***** Material provided
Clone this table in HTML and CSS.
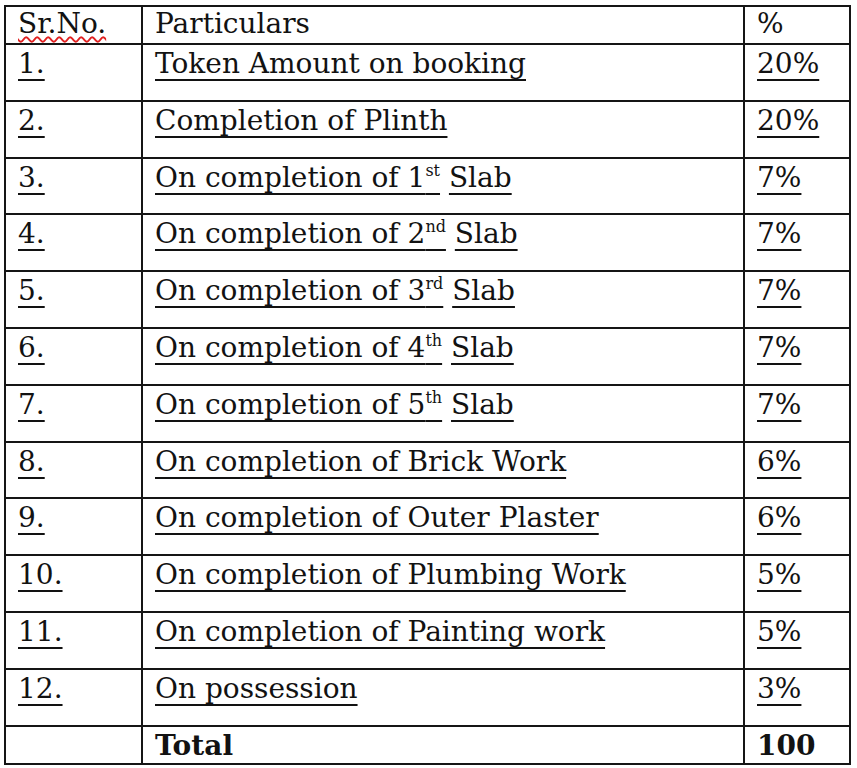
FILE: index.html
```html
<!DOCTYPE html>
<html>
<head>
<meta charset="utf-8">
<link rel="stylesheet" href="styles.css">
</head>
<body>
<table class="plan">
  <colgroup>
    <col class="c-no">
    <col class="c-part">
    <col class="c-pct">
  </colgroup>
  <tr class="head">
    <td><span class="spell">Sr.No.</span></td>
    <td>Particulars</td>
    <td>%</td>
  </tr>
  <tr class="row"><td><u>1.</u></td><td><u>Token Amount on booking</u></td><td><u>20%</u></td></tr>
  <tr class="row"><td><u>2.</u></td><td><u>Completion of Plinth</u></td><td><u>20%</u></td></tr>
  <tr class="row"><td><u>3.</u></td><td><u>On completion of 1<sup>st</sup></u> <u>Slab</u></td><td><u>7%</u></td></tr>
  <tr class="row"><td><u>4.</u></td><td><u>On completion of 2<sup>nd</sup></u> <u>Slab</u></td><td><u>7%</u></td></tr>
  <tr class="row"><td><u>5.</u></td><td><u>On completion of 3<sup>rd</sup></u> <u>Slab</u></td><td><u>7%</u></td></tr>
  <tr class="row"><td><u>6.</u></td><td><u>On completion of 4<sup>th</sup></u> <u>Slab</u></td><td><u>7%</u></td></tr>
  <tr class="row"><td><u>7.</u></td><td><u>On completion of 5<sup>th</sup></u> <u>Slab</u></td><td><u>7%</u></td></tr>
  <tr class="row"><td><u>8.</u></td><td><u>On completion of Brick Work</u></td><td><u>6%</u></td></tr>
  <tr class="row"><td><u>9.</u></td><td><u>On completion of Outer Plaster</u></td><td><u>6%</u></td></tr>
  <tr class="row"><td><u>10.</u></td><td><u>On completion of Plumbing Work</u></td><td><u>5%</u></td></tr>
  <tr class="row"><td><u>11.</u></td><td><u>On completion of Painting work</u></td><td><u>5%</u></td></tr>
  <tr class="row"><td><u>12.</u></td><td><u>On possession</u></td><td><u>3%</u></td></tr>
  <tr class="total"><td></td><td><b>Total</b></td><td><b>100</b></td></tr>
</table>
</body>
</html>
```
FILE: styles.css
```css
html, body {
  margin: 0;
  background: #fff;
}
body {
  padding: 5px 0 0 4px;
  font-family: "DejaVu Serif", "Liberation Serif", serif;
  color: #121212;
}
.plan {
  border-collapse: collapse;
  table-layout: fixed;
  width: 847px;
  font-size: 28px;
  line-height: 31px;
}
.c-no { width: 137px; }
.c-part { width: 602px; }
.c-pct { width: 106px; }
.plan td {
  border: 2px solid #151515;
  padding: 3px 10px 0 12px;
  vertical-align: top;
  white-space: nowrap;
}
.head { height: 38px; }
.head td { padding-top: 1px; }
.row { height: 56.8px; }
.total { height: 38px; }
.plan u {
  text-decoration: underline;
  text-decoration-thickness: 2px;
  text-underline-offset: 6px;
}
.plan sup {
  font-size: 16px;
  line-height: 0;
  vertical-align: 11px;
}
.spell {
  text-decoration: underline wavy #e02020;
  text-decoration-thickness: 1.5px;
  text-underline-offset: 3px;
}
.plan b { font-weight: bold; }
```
**********
#### Exercise aim:
Write the listing above out again exactly, dropping each image.

#### Answer below:
Clone this table in HTML and CSS.
FILE: index.html
```html
<!DOCTYPE html>
<html>
<head>
<meta charset="utf-8">
<link rel="stylesheet" href="styles.css">
</head>
<body>
<table class="plan">
  <colgroup>
    <col class="c-no">
    <col class="c-part">
    <col class="c-pct">
  </colgroup>
  <tr class="head">
    <td><span class="spell">Sr.No.</span></td>
    <td>Particulars</td>
    <td>%</td>
  </tr>
  <tr class="row"><td><u>1.</u></td><td><u>Token Amount on booking</u></td><td><u>20%</u></td></tr>
  <tr class="row"><td><u>2.</u></td><td><u>Completion of Plinth</u></td><td><u>20%</u></td></tr>
  <tr class="row"><td><u>3.</u></td><td><u>On completion of 1<sup>st</sup></u> <u>Slab</u></td><td><u>7%</u></td></tr>
  <tr class="row"><td><u>4.</u></td><td><u>On completion of 2<sup>nd</sup></u> <u>Slab</u></td><td><u>7%</u></td></tr>
  <tr class="row"><td><u>5.</u></td><td><u>On completion of 3<sup>rd</sup></u> <u>Slab</u></td><td><u>7%</u></td></tr>
  <tr class="row"><td><u>6.</u></td><td><u>On completion of 4<sup>th</sup></u> <u>Slab</u></td><td><u>7%</u></td></tr>
  <tr class="row"><td><u>7.</u></td><td><u>On completion of 5<sup>th</sup></u> <u>Slab</u></td><td><u>7%</u></td></tr>
  <tr class="row"><td><u>8.</u></td><td><u>On completion of Brick Work</u></td><td><u>6%</u></td></tr>
  <tr class="row"><td><u>9.</u></td><td><u>On completion of Outer Plaster</u></td><td><u>6%</u></td></tr>
  <tr class="row"><td><u>10.</u></td><td><u>On completion of Plumbing Work</u></td><td><u>5%</u></td></tr>
  <tr class="row"><td><u>11.</u></td><td><u>On completion of Painting work</u></td><td><u>5%</u></td></tr>
  <tr class="row"><td><u>12.</u></td><td><u>On possession</u></td><td><u>3%</u></td></tr>
  <tr class="total"><td></td><td><b>Total</b></td><td><b>100</b></td></tr>
</table>
</body>
</html>
```
FILE: styles.css
```css
html, body {
  margin: 0;
  background: #fff;
}
body {
  padding: 5px 0 0 4px;
  font-family: "DejaVu Serif", "Liberation Serif", serif;
  color: #121212;
}
.plan {
  border-collapse: collapse;
  table-layout: fixed;
  width: 847px;
  font-size: 28px;
  line-height: 31px;
}
.c-no { width: 137px; }
.c-part { width: 602px; }
.c-pct { width: 106px; }
.plan td {
  border: 2px solid #151515;
  padding: 3px 10px 0 12px;
  vertical-align: top;
  white-space: nowrap;
}
.head { height: 38px; }
.head td { padding-top: 1px; }
.row { height: 56.8px; }
.total { height: 38px; }
.plan u {
  text-decoration: underline;
  text-decoration-thickness: 2px;
  text-underline-offset: 6px;
}
.plan sup {
  font-size: 16px;
  line-height: 0;
  vertical-align: 11px;
}
.spell {
  text-decoration: underline wavy #e02020;
  text-decoration-thickness: 1.5px;
  text-underline-offset: 3px;
}
.plan b { font-weight: bold; }
```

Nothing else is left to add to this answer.